Ainsi, contre « une vision libérale de la morale », le cardinal Vingt-Trois explique : « On ne doit pas laisser se développer et se banaliser les caricatures, la dérision, la provocation. Ces provocations sont le symptôme d’une société dans laquelle on ne tient plus les seuils de protection, protection de l’identité propre de chacun. »
À force de défendre la liberté d’expression à l’envi et à tout crin, nous pourrions certes perdre de vue les limites dont chaque société a besoin (même si elles sont inévitablement floues, voire arbitraires à la frontière). Cette « décence commune » devrait se passer de loi. Pour quiconque a été élevé, en particulier dans la foi catholique, s’exprimer ne va pas sans respect, pour soi par la pudeur, pour les autres par l’attention. La croissance générale de la dérision, de la caricature et de la provocation n’est pas un progrès, mais un symptôme. Quand l’un ou autre ne reste pas à sa place et outrepasse ces règles, il fait sauter des murs qui protégeaient nos relations communes (ce qu’il est convenu d’appeler — à tort — le pacte social ou le vivre-ensemble). L’État se sent alors obligé d’agir et de légiférer : cela n’est dans l’intérêt de personne dans une époque si légaliste.

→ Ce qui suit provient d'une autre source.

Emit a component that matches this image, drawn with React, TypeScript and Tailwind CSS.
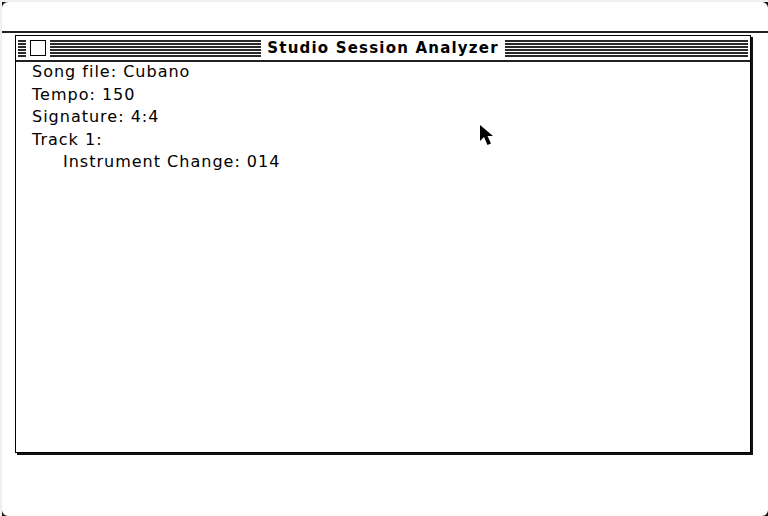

Mon article n’est en aucun cas une attaque en règle de la quenelle : si cette dernière est éminemment vulgaire, elle est bien moins instrumentalisée à fins d’oppositions raciales ou religieuses par ses promoteurs que par ses détracteurs (son caractère antisémite, dénoncé par le cardinal Vingt-Trois était vraiment très douteux, avant que ne la presse ne s’en mêle). Plus profondément, si le cardinal Vingt-Trois se trompe probablement de phénomène (ce qui ne peut lui être sérieusement reproché, tant la pression médiatique est forte), il n’en pas moins trouvé le véritable nom de la prolifération des « incivilités » oratoires ou gestuelles.
Addendum 19h
Suite aux réactions nombreuses qui ont suivi cet article, je vous invite, chers lecteurs, à voir au-delà du bout de votre quenelle. La fureur avec laquelle vous avez défendu ou condamné ce geste dérisoire est même inquiétante. Certains d’entre vous gagneraient à protéger notre Église, ou nos églises, avec la même vivacité. Si les premiers mots de l’archevêque de Paris sont peut-être regrettables, son argumentation se déploie au-delà de ces réactions épidermiques. C’était là l’objet de cet article, et votre serviteur ne prendra pas le temps de commenter le geste de Dieudonné. « De minimis non curat praetor », rappelait avec justesse un ecclésiastique en commentaire (sur notre page facebook).
Le prince de l’Église déplore plus profondément, donc, une société dans laquelle la dérision, la caricature et la provocation sont érigées en forme ultime de la liberté d’expression.
C’est faire bien peu d’honneur à la liberté.